Print, word for word, every line from the beginning of the listing up to and including the line with "import React from". Pictures are to be excluded.
%%
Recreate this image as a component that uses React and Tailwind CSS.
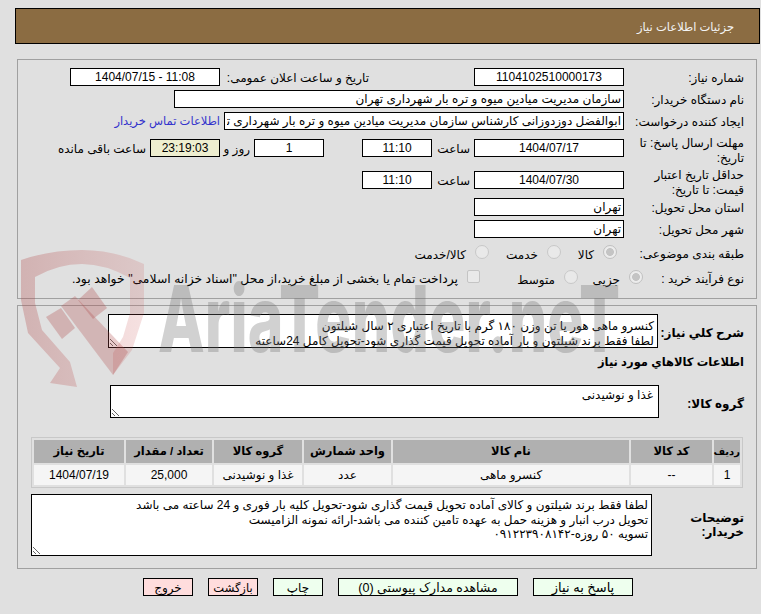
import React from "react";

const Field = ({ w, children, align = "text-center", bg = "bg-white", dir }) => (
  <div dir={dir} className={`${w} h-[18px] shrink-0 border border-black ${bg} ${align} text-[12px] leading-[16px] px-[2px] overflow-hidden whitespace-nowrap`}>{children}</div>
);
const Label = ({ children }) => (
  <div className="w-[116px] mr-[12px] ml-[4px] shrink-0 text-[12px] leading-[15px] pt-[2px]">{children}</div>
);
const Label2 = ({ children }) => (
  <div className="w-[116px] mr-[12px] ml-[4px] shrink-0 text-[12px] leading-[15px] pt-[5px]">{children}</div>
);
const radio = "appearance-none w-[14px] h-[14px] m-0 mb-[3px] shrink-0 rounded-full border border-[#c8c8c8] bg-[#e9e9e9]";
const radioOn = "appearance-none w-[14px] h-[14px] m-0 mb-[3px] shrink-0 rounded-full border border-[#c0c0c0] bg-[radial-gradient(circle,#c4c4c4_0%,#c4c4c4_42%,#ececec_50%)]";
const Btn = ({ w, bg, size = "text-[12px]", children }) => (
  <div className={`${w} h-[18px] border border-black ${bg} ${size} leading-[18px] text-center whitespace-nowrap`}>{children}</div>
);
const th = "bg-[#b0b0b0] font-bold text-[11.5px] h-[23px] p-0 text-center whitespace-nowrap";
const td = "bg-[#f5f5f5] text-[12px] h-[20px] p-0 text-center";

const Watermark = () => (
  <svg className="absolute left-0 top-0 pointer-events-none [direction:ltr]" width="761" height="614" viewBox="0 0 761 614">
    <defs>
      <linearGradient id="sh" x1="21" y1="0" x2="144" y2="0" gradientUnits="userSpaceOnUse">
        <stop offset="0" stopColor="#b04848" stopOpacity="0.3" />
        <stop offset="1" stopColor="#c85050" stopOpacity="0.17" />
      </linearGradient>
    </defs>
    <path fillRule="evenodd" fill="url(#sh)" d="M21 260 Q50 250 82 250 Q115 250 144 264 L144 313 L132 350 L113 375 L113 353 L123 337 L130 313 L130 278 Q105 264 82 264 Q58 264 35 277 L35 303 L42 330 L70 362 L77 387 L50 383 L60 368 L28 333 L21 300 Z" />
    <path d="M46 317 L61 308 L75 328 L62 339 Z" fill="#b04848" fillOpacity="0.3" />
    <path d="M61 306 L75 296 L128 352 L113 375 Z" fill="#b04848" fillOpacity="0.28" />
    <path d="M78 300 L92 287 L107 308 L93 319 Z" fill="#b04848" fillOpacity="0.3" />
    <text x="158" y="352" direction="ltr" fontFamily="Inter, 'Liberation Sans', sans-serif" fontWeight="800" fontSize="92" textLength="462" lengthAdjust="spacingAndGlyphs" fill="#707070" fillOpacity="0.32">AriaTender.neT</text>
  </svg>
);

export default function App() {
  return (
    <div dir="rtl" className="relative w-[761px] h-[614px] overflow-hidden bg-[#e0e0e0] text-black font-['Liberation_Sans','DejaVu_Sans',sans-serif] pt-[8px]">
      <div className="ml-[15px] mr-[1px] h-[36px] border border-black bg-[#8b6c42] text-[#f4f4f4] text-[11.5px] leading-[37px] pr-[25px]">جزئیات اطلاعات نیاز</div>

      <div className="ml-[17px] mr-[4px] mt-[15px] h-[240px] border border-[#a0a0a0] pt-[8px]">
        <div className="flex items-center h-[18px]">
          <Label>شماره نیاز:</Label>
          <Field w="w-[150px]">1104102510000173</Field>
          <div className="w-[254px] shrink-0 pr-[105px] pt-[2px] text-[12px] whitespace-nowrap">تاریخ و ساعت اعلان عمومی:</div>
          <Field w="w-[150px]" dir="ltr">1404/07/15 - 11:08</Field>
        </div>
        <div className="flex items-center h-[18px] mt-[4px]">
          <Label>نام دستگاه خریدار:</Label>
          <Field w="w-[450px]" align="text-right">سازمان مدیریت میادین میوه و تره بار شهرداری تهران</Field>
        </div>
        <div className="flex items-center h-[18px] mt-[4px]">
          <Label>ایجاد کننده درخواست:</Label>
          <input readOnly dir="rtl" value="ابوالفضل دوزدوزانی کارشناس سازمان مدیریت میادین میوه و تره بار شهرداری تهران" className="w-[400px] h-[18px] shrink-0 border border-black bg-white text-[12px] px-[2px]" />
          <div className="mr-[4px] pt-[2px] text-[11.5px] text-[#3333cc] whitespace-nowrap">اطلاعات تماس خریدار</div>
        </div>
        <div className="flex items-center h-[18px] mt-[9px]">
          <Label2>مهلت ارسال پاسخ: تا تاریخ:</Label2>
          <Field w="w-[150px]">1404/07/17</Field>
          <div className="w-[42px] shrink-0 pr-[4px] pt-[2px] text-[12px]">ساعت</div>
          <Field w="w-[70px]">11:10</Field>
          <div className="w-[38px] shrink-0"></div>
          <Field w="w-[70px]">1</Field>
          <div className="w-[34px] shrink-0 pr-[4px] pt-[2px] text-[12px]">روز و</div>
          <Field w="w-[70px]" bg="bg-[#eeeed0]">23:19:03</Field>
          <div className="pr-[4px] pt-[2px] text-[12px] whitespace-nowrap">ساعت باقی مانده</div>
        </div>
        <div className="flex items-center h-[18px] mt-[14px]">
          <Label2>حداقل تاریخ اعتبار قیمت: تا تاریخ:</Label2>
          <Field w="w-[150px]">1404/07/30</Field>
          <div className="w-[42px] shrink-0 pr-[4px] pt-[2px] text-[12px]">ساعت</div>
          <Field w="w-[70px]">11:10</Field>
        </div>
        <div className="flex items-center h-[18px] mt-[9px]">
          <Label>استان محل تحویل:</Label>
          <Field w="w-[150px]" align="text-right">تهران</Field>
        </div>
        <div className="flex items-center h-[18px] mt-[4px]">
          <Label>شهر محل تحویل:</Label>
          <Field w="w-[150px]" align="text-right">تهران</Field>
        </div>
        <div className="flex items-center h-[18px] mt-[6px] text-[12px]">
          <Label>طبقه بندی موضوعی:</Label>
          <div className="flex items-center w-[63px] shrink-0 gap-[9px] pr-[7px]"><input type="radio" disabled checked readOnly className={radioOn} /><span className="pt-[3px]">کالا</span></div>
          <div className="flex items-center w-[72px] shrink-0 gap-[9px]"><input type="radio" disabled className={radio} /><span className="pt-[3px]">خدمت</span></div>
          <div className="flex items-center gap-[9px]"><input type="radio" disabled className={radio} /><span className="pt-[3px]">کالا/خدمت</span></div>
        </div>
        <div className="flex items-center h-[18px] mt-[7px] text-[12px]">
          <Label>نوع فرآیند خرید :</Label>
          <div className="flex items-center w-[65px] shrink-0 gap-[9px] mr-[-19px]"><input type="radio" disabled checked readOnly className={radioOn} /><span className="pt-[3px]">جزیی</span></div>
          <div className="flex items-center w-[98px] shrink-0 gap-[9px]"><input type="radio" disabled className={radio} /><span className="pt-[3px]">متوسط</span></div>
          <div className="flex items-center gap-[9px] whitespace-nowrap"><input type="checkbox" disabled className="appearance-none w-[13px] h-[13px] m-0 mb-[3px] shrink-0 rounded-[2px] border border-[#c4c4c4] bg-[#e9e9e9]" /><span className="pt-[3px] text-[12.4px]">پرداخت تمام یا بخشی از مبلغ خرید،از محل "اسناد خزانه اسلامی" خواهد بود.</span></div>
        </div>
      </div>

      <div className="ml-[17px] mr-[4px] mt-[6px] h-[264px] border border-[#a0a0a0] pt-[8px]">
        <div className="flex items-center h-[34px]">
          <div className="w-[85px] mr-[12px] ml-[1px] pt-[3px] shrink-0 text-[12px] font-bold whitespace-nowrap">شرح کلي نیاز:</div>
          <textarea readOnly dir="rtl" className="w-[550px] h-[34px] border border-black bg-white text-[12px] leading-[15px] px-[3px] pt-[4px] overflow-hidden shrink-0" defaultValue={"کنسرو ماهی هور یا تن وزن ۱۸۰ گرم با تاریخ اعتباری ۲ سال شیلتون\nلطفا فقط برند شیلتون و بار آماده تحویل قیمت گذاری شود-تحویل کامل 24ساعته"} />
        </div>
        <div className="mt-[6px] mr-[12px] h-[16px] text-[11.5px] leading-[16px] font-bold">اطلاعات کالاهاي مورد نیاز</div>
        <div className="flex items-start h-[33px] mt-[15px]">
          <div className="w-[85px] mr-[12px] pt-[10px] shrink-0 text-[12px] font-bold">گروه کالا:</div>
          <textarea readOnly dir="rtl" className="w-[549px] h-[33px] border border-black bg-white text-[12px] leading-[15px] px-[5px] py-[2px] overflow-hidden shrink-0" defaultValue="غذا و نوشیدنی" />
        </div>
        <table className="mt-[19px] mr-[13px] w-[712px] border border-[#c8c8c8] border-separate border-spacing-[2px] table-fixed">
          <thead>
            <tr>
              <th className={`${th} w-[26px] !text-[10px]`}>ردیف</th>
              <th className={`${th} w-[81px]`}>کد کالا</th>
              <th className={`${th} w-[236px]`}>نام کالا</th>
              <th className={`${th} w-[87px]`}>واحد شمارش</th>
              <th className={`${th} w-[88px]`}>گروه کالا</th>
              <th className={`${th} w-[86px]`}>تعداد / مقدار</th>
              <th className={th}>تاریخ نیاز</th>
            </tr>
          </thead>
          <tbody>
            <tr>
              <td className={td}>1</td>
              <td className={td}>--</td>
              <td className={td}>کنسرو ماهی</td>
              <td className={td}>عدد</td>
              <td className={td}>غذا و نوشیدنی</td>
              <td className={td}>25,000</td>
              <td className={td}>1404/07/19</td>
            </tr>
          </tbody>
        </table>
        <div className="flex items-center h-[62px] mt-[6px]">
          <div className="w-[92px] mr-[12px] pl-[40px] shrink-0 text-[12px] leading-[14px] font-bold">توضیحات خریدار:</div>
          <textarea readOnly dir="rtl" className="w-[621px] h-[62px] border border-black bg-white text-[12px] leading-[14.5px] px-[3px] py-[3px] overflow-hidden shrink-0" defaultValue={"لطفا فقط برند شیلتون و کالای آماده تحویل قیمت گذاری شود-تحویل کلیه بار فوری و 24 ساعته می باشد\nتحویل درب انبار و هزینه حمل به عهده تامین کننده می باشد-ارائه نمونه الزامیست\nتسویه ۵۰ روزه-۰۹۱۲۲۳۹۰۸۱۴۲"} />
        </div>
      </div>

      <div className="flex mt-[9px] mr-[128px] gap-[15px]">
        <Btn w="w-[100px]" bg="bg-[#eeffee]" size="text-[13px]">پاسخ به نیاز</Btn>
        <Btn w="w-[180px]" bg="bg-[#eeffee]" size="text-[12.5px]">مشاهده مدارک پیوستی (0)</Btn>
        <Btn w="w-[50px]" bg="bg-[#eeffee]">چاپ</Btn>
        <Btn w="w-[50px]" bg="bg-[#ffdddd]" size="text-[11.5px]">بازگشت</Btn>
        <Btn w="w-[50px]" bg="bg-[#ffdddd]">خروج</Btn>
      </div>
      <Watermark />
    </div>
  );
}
%%
:: EXERCISE ANSWER ::
Recreate this image as a component that uses React and Tailwind CSS.
import React from "react";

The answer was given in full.